How should I deal with this?
Currently I have a watcher thread to report when the image is complete (which really should be for a progress bar but I've not got that far yet, it instead uses pthread_cond_wait). And several render threads doing while(next_line());
next_line() does a mutex lock, and gets the value of img_next_line before incrementing it and unlocking the mutex. it then renders the line and does a mutex lock (different to first) to get lines_done checks against height, signals if complete, unlocks and returns 0 if complete or 1 if not.
Given that threads may well be executing in parallel on different cores it's pretty much inevitable that the results will arrive out of order. I think your appraoch of tracking what's complete with a set of flags is quite reasonable.

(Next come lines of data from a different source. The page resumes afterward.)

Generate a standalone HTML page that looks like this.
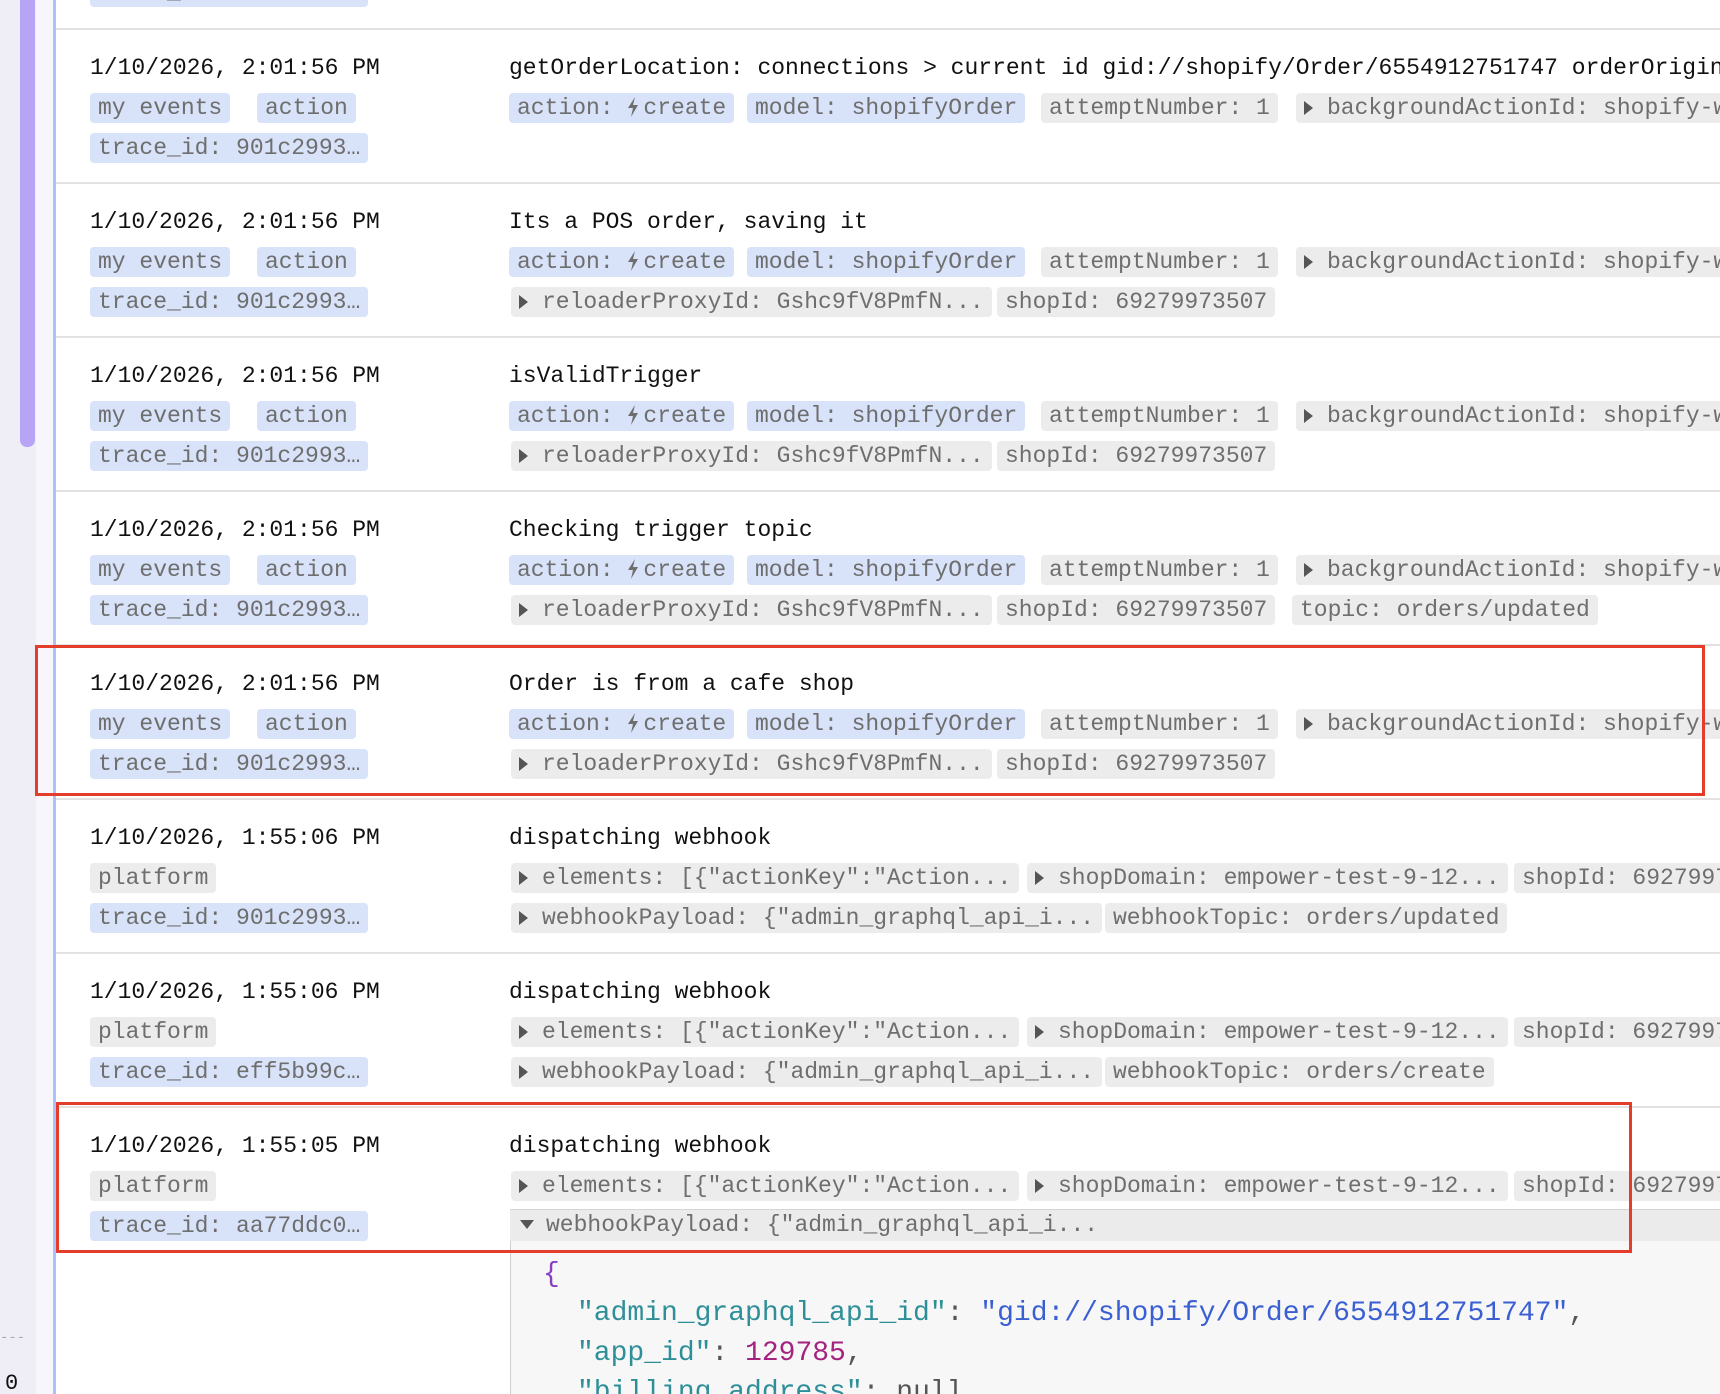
<!DOCTYPE html>
<html><head><meta charset="utf-8"><style>
*{margin:0;padding:0;box-sizing:border-box}
html,body{width:1720px;height:1394px;overflow:hidden}
body{background:#fff;position:relative;font-family:"Liberation Mono","DejaVu Sans Mono",monospace;font-size:23px;color:#111}
#w{position:absolute;left:0;top:0;width:1720px;height:1394px;overflow:hidden}
.gut{position:absolute;left:0;top:0;width:53px;height:1394px;background:#efeef6}
.gut2{position:absolute;left:36px;top:0;width:17px;height:1394px;background:#f7f6fc}
.sb{position:absolute;left:20px;top:-10px;width:15px;height:457px;background:#b8a4f4;border-radius:0 0 7px 7px}
.bl{position:absolute;left:53px;top:0;width:3px;height:1394px;background:#a9c3f6}
.sep{position:absolute;left:56px;right:0;height:2px;background:#e2e2e2}
.t{position:absolute;white-space:nowrap;line-height:28px;margin-top:2px}
.g{position:absolute;white-space:nowrap;height:30px;line-height:30px;padding:0 8px;border-radius:4px;color:#6e6e6e;background:#ececec;margin-top:2px}
.b{background:#d8e2f8}
.tri{display:inline-block;width:0;height:0;border-left:9px solid #555;border-top:7px solid transparent;border-bottom:7px solid transparent;margin-right:14px;vertical-align:-1px}
.trd{display:inline-block;width:0;height:0;border-top:9px solid #555;border-left:7px solid transparent;border-right:7px solid transparent;margin-right:12px;vertical-align:2px}
.bolt{display:inline-block;width:12px;height:20px;vertical-align:-3px;margin-right:4px}
.red{position:absolute;border:3px solid #e53d2b}
.k{color:#2e8f99}.s{color:#3a5fd3}.n{color:#a3237f}.p{color:#555}.br{color:#8a3fbf}
.j{position:absolute;white-space:nowrap;font-size:28px;line-height:34px}
</style></head><body><div id="w">
<div class="gut"></div><div class="gut2"></div><div class="sb"></div><div class="bl"></div>
<div class="t" style="left:0;top:1322px;color:#aaa;font-size:14px">---</div>
<div class="t" style="left:5px;top:1368px;font-size:22px">0</div>

<div class="g b" style="left:90px;top:-25px">trace_id: 901c2993…</div>

<div class="sep" style="top:28px"></div><div class="sep" style="top:182px"></div><div class="sep" style="top:336px"></div><div class="sep" style="top:490px"></div><div class="sep" style="top:644px"></div><div class="sep" style="top:798px"></div><div class="sep" style="top:952px"></div><div class="sep" style="top:1106px"></div>

<!-- Row 1 -->
<div class="t" style="left:90px;top:52px">1/10/2026, 2:01:56 PM</div>
<div class="t" style="left:509px;top:52px">getOrderLocation: connections &gt; current id gid://shopify/Order/6554912751747 orderOrigin</div>
<div class="g b" style="left:90px;top:91px">my events</div><div class="g b" style="left:257px;top:91px">action</div>
<div class="g b" style="left:90px;top:131px">trace_id: 901c2993…</div>
<div class="g b" style="left:509px;top:91px">action: <svg class="bolt" viewBox="0 0 12 20"><path d="M8 0 L1 11 H6 L4 20 L11 8 H6 Z" fill="#6e6e6e"/></svg>create</div>
<div class="g b" style="left:747px;top:91px">model: shopifyOrder</div>
<div class="g" style="left:1041px;top:91px">attemptNumber: 1</div>
<div class="g" style="left:1296px;top:91px"><span class="tri"></span>backgroundActionId: shopify-webhook</div>

<!-- Row 2 -->
<div class="t" style="left:90px;top:206px">1/10/2026, 2:01:56 PM</div>
<div class="t" style="left:509px;top:206px">Its a POS order, saving it</div>
<div class="g b" style="left:90px;top:245px">my events</div><div class="g b" style="left:257px;top:245px">action</div>
<div class="g b" style="left:90px;top:285px">trace_id: 901c2993…</div>
<div class="g b" style="left:509px;top:245px">action: <svg class="bolt" viewBox="0 0 12 20"><path d="M8 0 L1 11 H6 L4 20 L11 8 H6 Z" fill="#6e6e6e"/></svg>create</div>
<div class="g b" style="left:747px;top:245px">model: shopifyOrder</div>
<div class="g" style="left:1041px;top:245px">attemptNumber: 1</div>
<div class="g" style="left:1296px;top:245px"><span class="tri"></span>backgroundActionId: shopify-webhook</div>
<div class="g" style="left:511px;top:285px"><span class="tri"></span>reloaderProxyId: Gshc9fV8PmfN...</div>
<div class="g" style="left:997px;top:285px">shopId: 69279973507</div>

<!-- Row 3 -->
<div class="t" style="left:90px;top:360px">1/10/2026, 2:01:56 PM</div>
<div class="t" style="left:509px;top:360px">isValidTrigger</div>
<div class="g b" style="left:90px;top:399px">my events</div><div class="g b" style="left:257px;top:399px">action</div>
<div class="g b" style="left:90px;top:439px">trace_id: 901c2993…</div>
<div class="g b" style="left:509px;top:399px">action: <svg class="bolt" viewBox="0 0 12 20"><path d="M8 0 L1 11 H6 L4 20 L11 8 H6 Z" fill="#6e6e6e"/></svg>create</div>
<div class="g b" style="left:747px;top:399px">model: shopifyOrder</div>
<div class="g" style="left:1041px;top:399px">attemptNumber: 1</div>
<div class="g" style="left:1296px;top:399px"><span class="tri"></span>backgroundActionId: shopify-webhook</div>
<div class="g" style="left:511px;top:439px"><span class="tri"></span>reloaderProxyId: Gshc9fV8PmfN...</div>
<div class="g" style="left:997px;top:439px">shopId: 69279973507</div>

<!-- Row 4 -->
<div class="t" style="left:90px;top:514px">1/10/2026, 2:01:56 PM</div>
<div class="t" style="left:509px;top:514px">Checking trigger topic</div>
<div class="g b" style="left:90px;top:553px">my events</div><div class="g b" style="left:257px;top:553px">action</div>
<div class="g b" style="left:90px;top:593px">trace_id: 901c2993…</div>
<div class="g b" style="left:509px;top:553px">action: <svg class="bolt" viewBox="0 0 12 20"><path d="M8 0 L1 11 H6 L4 20 L11 8 H6 Z" fill="#6e6e6e"/></svg>create</div>
<div class="g b" style="left:747px;top:553px">model: shopifyOrder</div>
<div class="g" style="left:1041px;top:553px">attemptNumber: 1</div>
<div class="g" style="left:1296px;top:553px"><span class="tri"></span>backgroundActionId: shopify-webhook</div>
<div class="g" style="left:511px;top:593px"><span class="tri"></span>reloaderProxyId: Gshc9fV8PmfN...</div>
<div class="g" style="left:997px;top:593px">shopId: 69279973507</div>
<div class="g" style="left:1292px;top:593px">topic: orders/updated</div>

<!-- Row 5 -->
<div class="t" style="left:90px;top:668px">1/10/2026, 2:01:56 PM</div>
<div class="t" style="left:509px;top:668px">Order is from a cafe shop</div>
<div class="g b" style="left:90px;top:707px">my events</div><div class="g b" style="left:257px;top:707px">action</div>
<div class="g b" style="left:90px;top:747px">trace_id: 901c2993…</div>
<div class="g b" style="left:509px;top:707px">action: <svg class="bolt" viewBox="0 0 12 20"><path d="M8 0 L1 11 H6 L4 20 L11 8 H6 Z" fill="#6e6e6e"/></svg>create</div>
<div class="g b" style="left:747px;top:707px">model: shopifyOrder</div>
<div class="g" style="left:1041px;top:707px">attemptNumber: 1</div>
<div class="g" style="left:1296px;top:707px"><span class="tri"></span>backgroundActionId: shopify-webhook</div>
<div class="g" style="left:511px;top:747px"><span class="tri"></span>reloaderProxyId: Gshc9fV8PmfN...</div>
<div class="g" style="left:997px;top:747px">shopId: 69279973507</div>

<!-- Row 6 -->
<div class="t" style="left:90px;top:822px">1/10/2026, 1:55:06 PM</div>
<div class="t" style="left:509px;top:822px">dispatching webhook</div>
<div class="g" style="left:90px;top:861px">platform</div>
<div class="g b" style="left:90px;top:901px">trace_id: 901c2993…</div>
<div class="g" style="left:511px;top:861px"><span class="tri"></span>elements: [{"actionKey":"Action...</div>
<div class="g" style="left:1027px;top:861px"><span class="tri"></span>shopDomain: empower-test-9-12...</div>
<div class="g" style="left:1514px;top:861px">shopId: 69279973507</div>
<div class="g" style="left:511px;top:901px"><span class="tri"></span>webhookPayload: {"admin_graphql_api_i...</div>
<div class="g" style="left:1105px;top:901px">webhookTopic: orders/updated</div>

<!-- Row 7 -->
<div class="t" style="left:90px;top:976px">1/10/2026, 1:55:06 PM</div>
<div class="t" style="left:509px;top:976px">dispatching webhook</div>
<div class="g" style="left:90px;top:1015px">platform</div>
<div class="g b" style="left:90px;top:1055px">trace_id: eff5b99c…</div>
<div class="g" style="left:511px;top:1015px"><span class="tri"></span>elements: [{"actionKey":"Action...</div>
<div class="g" style="left:1027px;top:1015px"><span class="tri"></span>shopDomain: empower-test-9-12...</div>
<div class="g" style="left:1514px;top:1015px">shopId: 69279973507</div>
<div class="g" style="left:511px;top:1055px"><span class="tri"></span>webhookPayload: {"admin_graphql_api_i...</div>
<div class="g" style="left:1105px;top:1055px">webhookTopic: orders/create</div>

<!-- Row 8 -->
<div class="t" style="left:90px;top:1130px">1/10/2026, 1:55:05 PM</div>
<div class="t" style="left:509px;top:1130px">dispatching webhook</div>
<div class="g" style="left:90px;top:1169px">platform</div>
<div class="g b" style="left:90px;top:1209px">trace_id: aa77ddc0…</div>
<div class="g" style="left:511px;top:1169px"><span class="tri"></span>elements: [{"actionKey":"Action...</div>
<div class="g" style="left:1027px;top:1169px"><span class="tri"></span>shopDomain: empower-test-9-12...</div>
<div class="g" style="left:1514px;top:1169px">shopId: 69279973507</div>
<div style="position:absolute;left:510px;right:0;top:1209px;height:186px;background:#f7f7f7;border-left:1px solid #cfcfcf"></div>
<div class="g" style="left:510px;right:0;top:1207px;height:32px;border-radius:0;border-top:1px solid #d5d5d5;background:#ebebeb;padding-left:10px"><span class="trd"></span>webhookPayload: {"admin_graphql_api_i...</div>
<div class="j" style="left:543px;top:1258px"><span class="br">{</span></div>
<div class="j" style="left:577px;top:1297px"><span class="k">"admin_graphql_api_id"</span><span class="p">: </span><span class="s">"gid://shopify/Order/6554912751747"</span><span class="p">,</span></div>
<div class="j" style="left:577px;top:1337px"><span class="k">"app_id"</span><span class="p">: </span><span class="n">129785</span><span class="p">,</span></div>
<div class="j" style="left:577px;top:1376px"><span class="k">"billing_address"</span><span class="p">: null</span></div>

<div class="red" style="left:35px;top:645px;width:1670px;height:151px"></div>
<div class="red" style="left:56px;top:1102px;width:1576px;height:151px"></div>
</div></body></html>
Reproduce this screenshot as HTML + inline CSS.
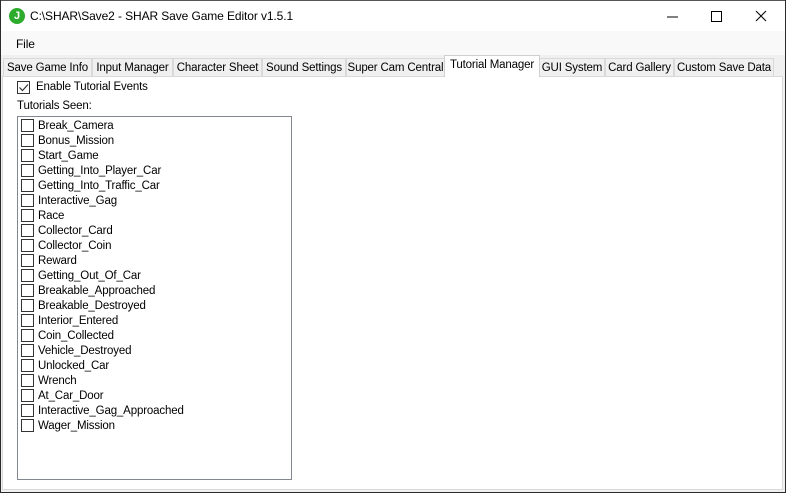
<!DOCTYPE html>
<html><head><style>
*{margin:0;padding:0;box-sizing:border-box}
body{width:786px;height:493px;overflow:hidden;background:#f0f0f0;font-family:"Liberation Sans",sans-serif;font-size:11.5px;letter-spacing:-0.15px;color:#000;position:relative}
.bl{position:absolute;background:#2b2b2b}
.title{position:absolute;left:0;top:0;width:786px;height:31px;background:#fff;border-top:1px solid #555}
.title .t{position:absolute;left:30px;top:8px;font-size:12px;letter-spacing:-0.1px}
.icon{position:absolute;left:9px;top:7px;width:16px;height:16px;border-radius:50%;background:#2dab2d;color:#fff;font-weight:bold;font-size:11px;text-align:center;line-height:16px}
.menu{position:absolute;left:1px;top:31px;width:784px;height:24px;background:#f9f9f9}
.menu span{position:absolute;left:15px;top:6px;font-size:12px}
.tab{position:absolute;top:58px;height:19px;border:1px solid #d9d9d9;border-bottom:none;background:#f0f0f0;text-align:center;line-height:19px;white-space:nowrap;overflow:hidden}
.tab.sel{top:55px;height:22px;background:#fff;border-color:#d0d0d0;z-index:2;line-height:19px}
.panel{position:absolute;left:2px;top:76px;width:781px;height:414px;background:#fff;border:1px solid #d9d9d9}
.cb{position:absolute;width:13px;height:13px;border:1px solid #333;background:#fff}
.list{position:absolute;left:17px;top:116px;width:275px;height:364px;border:1px solid #828790;background:#fff}
.item{position:absolute;left:3px;height:15px}
.item .cb{left:0;top:1px}
.item span{position:absolute;left:17px;top:1px;white-space:nowrap;line-height:15px}
</style></head><body>
<div class="title"><div class="icon">J</div><div class="t">C:\SHAR\Save2 - SHAR Save Game Editor v1.5.1</div>
<svg style="position:absolute;left:660px;top:8px" width="120" height="16"><line x1="7" y1="8" x2="18" y2="8" stroke="#000"/><rect x="51.5" y="2.5" width="10" height="10" fill="none" stroke="#000"/><path d="M96 2L106 12M106 2L96 12" stroke="#000"/></svg></div>
<div class="menu"><span>File</span></div>
<div class="tab" style="left:3px;width:89px">Save Game Info</div>
<div class="tab" style="left:92px;width:81px">Input Manager</div>
<div class="tab" style="left:173px;width:89px">Character Sheet</div>
<div class="tab" style="left:262px;width:84px">Sound Settings</div>
<div class="tab" style="left:346px;width:99px">Super Cam Central</div>
<div class="tab sel" style="left:444px;width:96px">Tutorial Manager</div>
<div class="tab" style="left:539px;width:66px">GUI System</div>
<div class="tab" style="left:605px;width:69px">Card Gallery</div>
<div class="tab" style="left:674px;width:100px">Custom Save Data</div>
<div class="panel"></div>
<div class="cb" style="left:17px;top:81px"><svg width="11" height="11" style="position:absolute;left:0;top:0"><path d="M1.5 5.5L4.5 8.5L10 2.5" fill="none" stroke="#333" stroke-width="1.2"/></svg></div>
<div style="position:absolute;left:36px;top:81px">Enable Tutorial Events</div>
<div style="position:absolute;left:17px;top:100px">Tutorials Seen:</div>
<div class="list">
<div class="item" style="top:1px"><div class="cb"></div><span>Break_Camera</span></div>
<div class="item" style="top:16px"><div class="cb"></div><span>Bonus_Mission</span></div>
<div class="item" style="top:31px"><div class="cb"></div><span>Start_Game</span></div>
<div class="item" style="top:46px"><div class="cb"></div><span>Getting_Into_Player_Car</span></div>
<div class="item" style="top:61px"><div class="cb"></div><span>Getting_Into_Traffic_Car</span></div>
<div class="item" style="top:76px"><div class="cb"></div><span>Interactive_Gag</span></div>
<div class="item" style="top:91px"><div class="cb"></div><span>Race</span></div>
<div class="item" style="top:106px"><div class="cb"></div><span>Collector_Card</span></div>
<div class="item" style="top:121px"><div class="cb"></div><span>Collector_Coin</span></div>
<div class="item" style="top:136px"><div class="cb"></div><span>Reward</span></div>
<div class="item" style="top:151px"><div class="cb"></div><span>Getting_Out_Of_Car</span></div>
<div class="item" style="top:166px"><div class="cb"></div><span>Breakable_Approached</span></div>
<div class="item" style="top:181px"><div class="cb"></div><span>Breakable_Destroyed</span></div>
<div class="item" style="top:196px"><div class="cb"></div><span>Interior_Entered</span></div>
<div class="item" style="top:211px"><div class="cb"></div><span>Coin_Collected</span></div>
<div class="item" style="top:226px"><div class="cb"></div><span>Vehicle_Destroyed</span></div>
<div class="item" style="top:241px"><div class="cb"></div><span>Unlocked_Car</span></div>
<div class="item" style="top:256px"><div class="cb"></div><span>Wrench</span></div>
<div class="item" style="top:271px"><div class="cb"></div><span>At_Car_Door</span></div>
<div class="item" style="top:286px"><div class="cb"></div><span>Interactive_Gag_Approached</span></div>
<div class="item" style="top:301px"><div class="cb"></div><span>Wager_Mission</span></div>
</div>
<div class="bl" style="left:0;top:0;width:1px;height:493px"></div>
<div class="bl" style="left:785px;top:0;width:1px;height:493px"></div>
<div class="bl" style="left:0;top:492px;width:786px;height:1px"></div>
</body></html>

It's possible that the overall effect might be nicer if used threads in a different granularity. Say give each thread (say) 20 lines to work on rather than one. Then on completion you'd have bigger blocks available to draw, and maybe drawing stripes would look ok?
Just accept that the rows will be done in a non-deterministic order; it sounds like that is happening because they take different lengths of time to render, in which case forcing a completion order will waste CPU time.
This may sound silly but as a user I don't want to see one line rendered slowly from top to bottom. It makes a slow process seem even slower because the user already has completely predicted what will happen next. Better to just render when ready even if it is scattered over the place (either as single lines or better yet as blocks as some have suggested). It makes it look more random and therefore more captivating and less boring to a user like me.